_Provided data_
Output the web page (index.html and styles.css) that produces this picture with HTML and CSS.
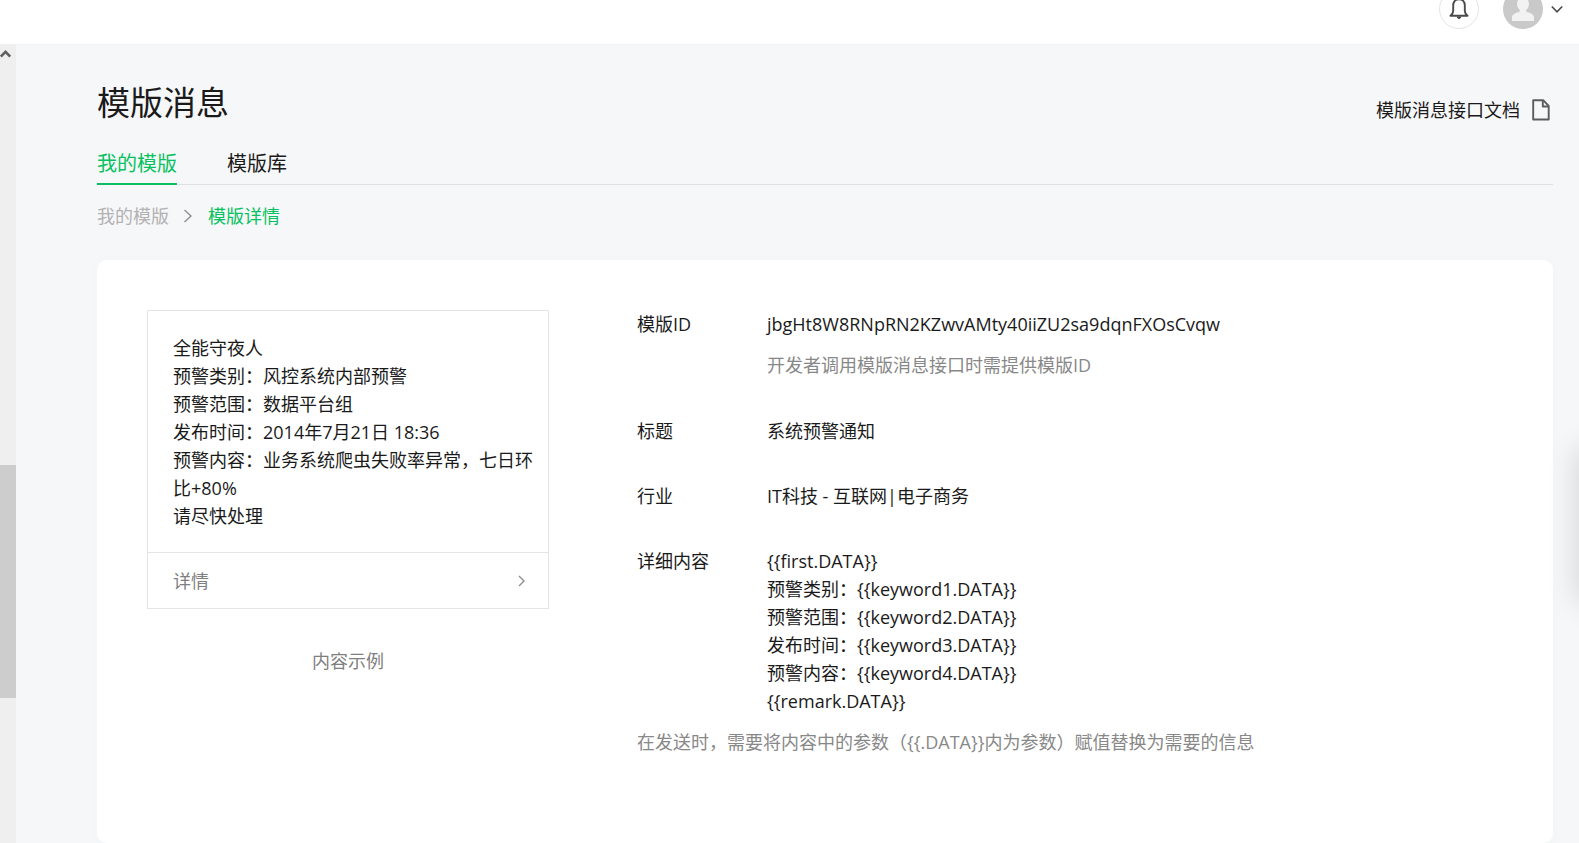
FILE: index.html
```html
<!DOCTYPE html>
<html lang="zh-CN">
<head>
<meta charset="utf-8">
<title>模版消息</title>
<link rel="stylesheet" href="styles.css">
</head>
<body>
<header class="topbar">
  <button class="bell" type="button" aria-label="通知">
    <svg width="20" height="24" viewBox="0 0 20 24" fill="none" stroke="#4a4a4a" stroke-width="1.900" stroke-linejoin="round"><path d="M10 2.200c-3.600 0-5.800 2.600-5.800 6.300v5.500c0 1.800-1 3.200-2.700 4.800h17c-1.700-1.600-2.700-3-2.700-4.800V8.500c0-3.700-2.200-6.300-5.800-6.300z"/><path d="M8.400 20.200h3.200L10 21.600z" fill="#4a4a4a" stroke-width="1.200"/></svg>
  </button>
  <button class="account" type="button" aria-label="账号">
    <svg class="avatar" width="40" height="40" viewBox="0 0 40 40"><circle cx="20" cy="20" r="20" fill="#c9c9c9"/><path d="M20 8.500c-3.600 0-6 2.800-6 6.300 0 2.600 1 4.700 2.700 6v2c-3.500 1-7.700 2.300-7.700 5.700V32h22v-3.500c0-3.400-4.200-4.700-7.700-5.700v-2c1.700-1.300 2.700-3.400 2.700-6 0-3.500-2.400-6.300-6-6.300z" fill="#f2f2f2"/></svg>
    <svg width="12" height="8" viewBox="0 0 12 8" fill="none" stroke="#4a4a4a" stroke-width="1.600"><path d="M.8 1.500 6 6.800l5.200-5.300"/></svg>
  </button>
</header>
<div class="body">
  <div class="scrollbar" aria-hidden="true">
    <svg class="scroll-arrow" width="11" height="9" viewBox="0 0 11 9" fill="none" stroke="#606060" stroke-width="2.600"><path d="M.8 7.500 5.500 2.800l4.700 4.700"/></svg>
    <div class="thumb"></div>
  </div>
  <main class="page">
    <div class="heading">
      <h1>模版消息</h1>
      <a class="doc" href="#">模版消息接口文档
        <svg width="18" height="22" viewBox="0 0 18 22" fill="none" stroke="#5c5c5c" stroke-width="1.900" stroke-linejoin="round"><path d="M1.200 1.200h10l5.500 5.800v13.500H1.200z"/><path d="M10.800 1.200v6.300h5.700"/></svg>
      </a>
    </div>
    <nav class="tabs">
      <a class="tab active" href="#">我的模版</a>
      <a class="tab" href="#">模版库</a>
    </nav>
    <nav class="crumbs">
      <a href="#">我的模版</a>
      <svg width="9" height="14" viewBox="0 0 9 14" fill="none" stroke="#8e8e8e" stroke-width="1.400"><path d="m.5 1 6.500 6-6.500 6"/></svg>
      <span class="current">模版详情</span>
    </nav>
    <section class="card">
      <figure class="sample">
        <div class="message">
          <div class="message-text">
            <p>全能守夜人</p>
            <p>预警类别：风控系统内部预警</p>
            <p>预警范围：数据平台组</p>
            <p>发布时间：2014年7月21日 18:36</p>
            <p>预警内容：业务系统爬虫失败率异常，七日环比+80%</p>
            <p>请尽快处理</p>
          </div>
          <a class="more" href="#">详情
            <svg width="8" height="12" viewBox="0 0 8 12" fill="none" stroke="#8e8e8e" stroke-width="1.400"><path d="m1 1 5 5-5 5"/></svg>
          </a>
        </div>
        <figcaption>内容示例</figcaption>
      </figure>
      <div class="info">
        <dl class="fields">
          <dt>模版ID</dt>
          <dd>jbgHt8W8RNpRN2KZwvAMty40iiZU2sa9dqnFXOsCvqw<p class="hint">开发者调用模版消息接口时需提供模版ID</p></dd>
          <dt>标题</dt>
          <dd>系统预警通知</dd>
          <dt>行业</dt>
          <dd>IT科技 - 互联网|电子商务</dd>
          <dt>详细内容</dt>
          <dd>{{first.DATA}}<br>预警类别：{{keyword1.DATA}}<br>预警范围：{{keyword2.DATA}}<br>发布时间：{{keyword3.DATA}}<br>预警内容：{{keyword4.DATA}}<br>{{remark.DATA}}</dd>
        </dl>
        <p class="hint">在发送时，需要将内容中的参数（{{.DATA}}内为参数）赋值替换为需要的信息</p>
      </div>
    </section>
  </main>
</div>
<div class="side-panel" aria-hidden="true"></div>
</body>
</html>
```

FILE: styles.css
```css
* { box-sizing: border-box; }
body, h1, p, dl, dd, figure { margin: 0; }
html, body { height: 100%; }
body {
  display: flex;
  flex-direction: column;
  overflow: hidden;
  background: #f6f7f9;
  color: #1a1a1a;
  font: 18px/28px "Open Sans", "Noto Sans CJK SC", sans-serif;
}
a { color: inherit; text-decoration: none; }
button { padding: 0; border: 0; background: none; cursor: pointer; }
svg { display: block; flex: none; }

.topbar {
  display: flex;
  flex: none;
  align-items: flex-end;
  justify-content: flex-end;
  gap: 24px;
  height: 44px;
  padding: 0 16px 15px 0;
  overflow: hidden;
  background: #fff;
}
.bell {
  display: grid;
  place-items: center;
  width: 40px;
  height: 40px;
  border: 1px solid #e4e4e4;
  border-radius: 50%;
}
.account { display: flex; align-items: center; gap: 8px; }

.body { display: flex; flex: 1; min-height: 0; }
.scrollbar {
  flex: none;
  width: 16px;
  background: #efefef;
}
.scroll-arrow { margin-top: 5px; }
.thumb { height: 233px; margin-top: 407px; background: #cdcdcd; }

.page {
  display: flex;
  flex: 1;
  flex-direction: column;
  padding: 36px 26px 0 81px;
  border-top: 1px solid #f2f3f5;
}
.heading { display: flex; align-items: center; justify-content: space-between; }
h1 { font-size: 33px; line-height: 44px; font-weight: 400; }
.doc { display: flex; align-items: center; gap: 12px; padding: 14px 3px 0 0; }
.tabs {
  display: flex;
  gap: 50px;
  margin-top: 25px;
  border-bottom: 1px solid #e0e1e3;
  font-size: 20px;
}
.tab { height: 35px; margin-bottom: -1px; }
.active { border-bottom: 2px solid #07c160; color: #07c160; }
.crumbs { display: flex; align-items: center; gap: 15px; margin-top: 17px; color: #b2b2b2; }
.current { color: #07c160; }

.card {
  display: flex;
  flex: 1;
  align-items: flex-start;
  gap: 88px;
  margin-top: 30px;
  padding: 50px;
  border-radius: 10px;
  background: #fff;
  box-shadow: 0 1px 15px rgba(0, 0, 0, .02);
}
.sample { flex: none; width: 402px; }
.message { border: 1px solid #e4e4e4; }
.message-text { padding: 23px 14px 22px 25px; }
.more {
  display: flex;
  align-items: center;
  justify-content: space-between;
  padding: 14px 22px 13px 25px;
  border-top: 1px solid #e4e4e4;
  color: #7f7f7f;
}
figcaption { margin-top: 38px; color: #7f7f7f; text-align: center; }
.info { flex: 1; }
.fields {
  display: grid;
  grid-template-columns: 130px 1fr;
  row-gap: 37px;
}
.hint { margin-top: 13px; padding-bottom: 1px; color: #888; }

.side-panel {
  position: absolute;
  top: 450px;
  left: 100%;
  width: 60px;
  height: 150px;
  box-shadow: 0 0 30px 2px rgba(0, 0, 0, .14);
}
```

_What the task asks_
Retype the whole listing exactly and leave the pictures out.

_Exercise result_
Output the web page (index.html and styles.css) that produces this picture with HTML and CSS.
FILE: index.html
```html
<!DOCTYPE html>
<html lang="zh-CN">
<head>
<meta charset="utf-8">
<title>模版消息</title>
<link rel="stylesheet" href="styles.css">
</head>
<body>
<header class="topbar">
  <button class="bell" type="button" aria-label="通知">
    <svg width="20" height="24" viewBox="0 0 20 24" fill="none" stroke="#4a4a4a" stroke-width="1.900" stroke-linejoin="round"><path d="M10 2.200c-3.600 0-5.800 2.600-5.800 6.300v5.500c0 1.800-1 3.200-2.700 4.800h17c-1.700-1.600-2.700-3-2.700-4.800V8.500c0-3.700-2.200-6.300-5.800-6.300z"/><path d="M8.400 20.200h3.200L10 21.600z" fill="#4a4a4a" stroke-width="1.200"/></svg>
  </button>
  <button class="account" type="button" aria-label="账号">
    <svg class="avatar" width="40" height="40" viewBox="0 0 40 40"><circle cx="20" cy="20" r="20" fill="#c9c9c9"/><path d="M20 8.500c-3.600 0-6 2.800-6 6.300 0 2.600 1 4.700 2.700 6v2c-3.500 1-7.700 2.300-7.700 5.700V32h22v-3.500c0-3.400-4.200-4.700-7.700-5.700v-2c1.700-1.300 2.700-3.400 2.700-6 0-3.500-2.400-6.300-6-6.300z" fill="#f2f2f2"/></svg>
    <svg width="12" height="8" viewBox="0 0 12 8" fill="none" stroke="#4a4a4a" stroke-width="1.600"><path d="M.8 1.500 6 6.800l5.200-5.300"/></svg>
  </button>
</header>
<div class="body">
  <div class="scrollbar" aria-hidden="true">
    <svg class="scroll-arrow" width="11" height="9" viewBox="0 0 11 9" fill="none" stroke="#606060" stroke-width="2.600"><path d="M.8 7.500 5.500 2.800l4.700 4.700"/></svg>
    <div class="thumb"></div>
  </div>
  <main class="page">
    <div class="heading">
      <h1>模版消息</h1>
      <a class="doc" href="#">模版消息接口文档
        <svg width="18" height="22" viewBox="0 0 18 22" fill="none" stroke="#5c5c5c" stroke-width="1.900" stroke-linejoin="round"><path d="M1.200 1.200h10l5.500 5.800v13.500H1.200z"/><path d="M10.800 1.200v6.300h5.700"/></svg>
      </a>
    </div>
    <nav class="tabs">
      <a class="tab active" href="#">我的模版</a>
      <a class="tab" href="#">模版库</a>
    </nav>
    <nav class="crumbs">
      <a href="#">我的模版</a>
      <svg width="9" height="14" viewBox="0 0 9 14" fill="none" stroke="#8e8e8e" stroke-width="1.400"><path d="m.5 1 6.500 6-6.500 6"/></svg>
      <span class="current">模版详情</span>
    </nav>
    <section class="card">
      <figure class="sample">
        <div class="message">
          <div class="message-text">
            <p>全能守夜人</p>
            <p>预警类别：风控系统内部预警</p>
            <p>预警范围：数据平台组</p>
            <p>发布时间：2014年7月21日 18:36</p>
            <p>预警内容：业务系统爬虫失败率异常，七日环比+80%</p>
            <p>请尽快处理</p>
          </div>
          <a class="more" href="#">详情
            <svg width="8" height="12" viewBox="0 0 8 12" fill="none" stroke="#8e8e8e" stroke-width="1.400"><path d="m1 1 5 5-5 5"/></svg>
          </a>
        </div>
        <figcaption>内容示例</figcaption>
      </figure>
      <div class="info">
        <dl class="fields">
          <dt>模版ID</dt>
          <dd>jbgHt8W8RNpRN2KZwvAMty40iiZU2sa9dqnFXOsCvqw<p class="hint">开发者调用模版消息接口时需提供模版ID</p></dd>
          <dt>标题</dt>
          <dd>系统预警通知</dd>
          <dt>行业</dt>
          <dd>IT科技 - 互联网|电子商务</dd>
          <dt>详细内容</dt>
          <dd>{{first.DATA}}<br>预警类别：{{keyword1.DATA}}<br>预警范围：{{keyword2.DATA}}<br>发布时间：{{keyword3.DATA}}<br>预警内容：{{keyword4.DATA}}<br>{{remark.DATA}}</dd>
        </dl>
        <p class="hint">在发送时，需要将内容中的参数（{{.DATA}}内为参数）赋值替换为需要的信息</p>
      </div>
    </section>
  </main>
</div>
<div class="side-panel" aria-hidden="true"></div>
</body>
</html>
```

FILE: styles.css
```css
* { box-sizing: border-box; }
body, h1, p, dl, dd, figure { margin: 0; }
html, body { height: 100%; }
body {
  display: flex;
  flex-direction: column;
  overflow: hidden;
  background: #f6f7f9;
  color: #1a1a1a;
  font: 18px/28px "Open Sans", "Noto Sans CJK SC", sans-serif;
}
a { color: inherit; text-decoration: none; }
button { padding: 0; border: 0; background: none; cursor: pointer; }
svg { display: block; flex: none; }

.topbar {
  display: flex;
  flex: none;
  align-items: flex-end;
  justify-content: flex-end;
  gap: 24px;
  height: 44px;
  padding: 0 16px 15px 0;
  overflow: hidden;
  background: #fff;
}
.bell {
  display: grid;
  place-items: center;
  width: 40px;
  height: 40px;
  border: 1px solid #e4e4e4;
  border-radius: 50%;
}
.account { display: flex; align-items: center; gap: 8px; }

.body { display: flex; flex: 1; min-height: 0; }
.scrollbar {
  flex: none;
  width: 16px;
  background: #efefef;
}
.scroll-arrow { margin-top: 5px; }
.thumb { height: 233px; margin-top: 407px; background: #cdcdcd; }

.page {
  display: flex;
  flex: 1;
  flex-direction: column;
  padding: 36px 26px 0 81px;
  border-top: 1px solid #f2f3f5;
}
.heading { display: flex; align-items: center; justify-content: space-between; }
h1 { font-size: 33px; line-height: 44px; font-weight: 400; }
.doc { display: flex; align-items: center; gap: 12px; padding: 14px 3px 0 0; }
.tabs {
  display: flex;
  gap: 50px;
  margin-top: 25px;
  border-bottom: 1px solid #e0e1e3;
  font-size: 20px;
}
.tab { height: 35px; margin-bottom: -1px; }
.active { border-bottom: 2px solid #07c160; color: #07c160; }
.crumbs { display: flex; align-items: center; gap: 15px; margin-top: 17px; color: #b2b2b2; }
.current { color: #07c160; }

.card {
  display: flex;
  flex: 1;
  align-items: flex-start;
  gap: 88px;
  margin-top: 30px;
  padding: 50px;
  border-radius: 10px;
  background: #fff;
  box-shadow: 0 1px 15px rgba(0, 0, 0, .02);
}
.sample { flex: none; width: 402px; }
.message { border: 1px solid #e4e4e4; }
.message-text { padding: 23px 14px 22px 25px; }
.more {
  display: flex;
  align-items: center;
  justify-content: space-between;
  padding: 14px 22px 13px 25px;
  border-top: 1px solid #e4e4e4;
  color: #7f7f7f;
}
figcaption { margin-top: 38px; color: #7f7f7f; text-align: center; }
.info { flex: 1; }
.fields {
  display: grid;
  grid-template-columns: 130px 1fr;
  row-gap: 37px;
}
.hint { margin-top: 13px; padding-bottom: 1px; color: #888; }

.side-panel {
  position: absolute;
  top: 450px;
  left: 100%;
  width: 60px;
  height: 150px;
  box-shadow: 0 0 30px 2px rgba(0, 0, 0, .14);
}
```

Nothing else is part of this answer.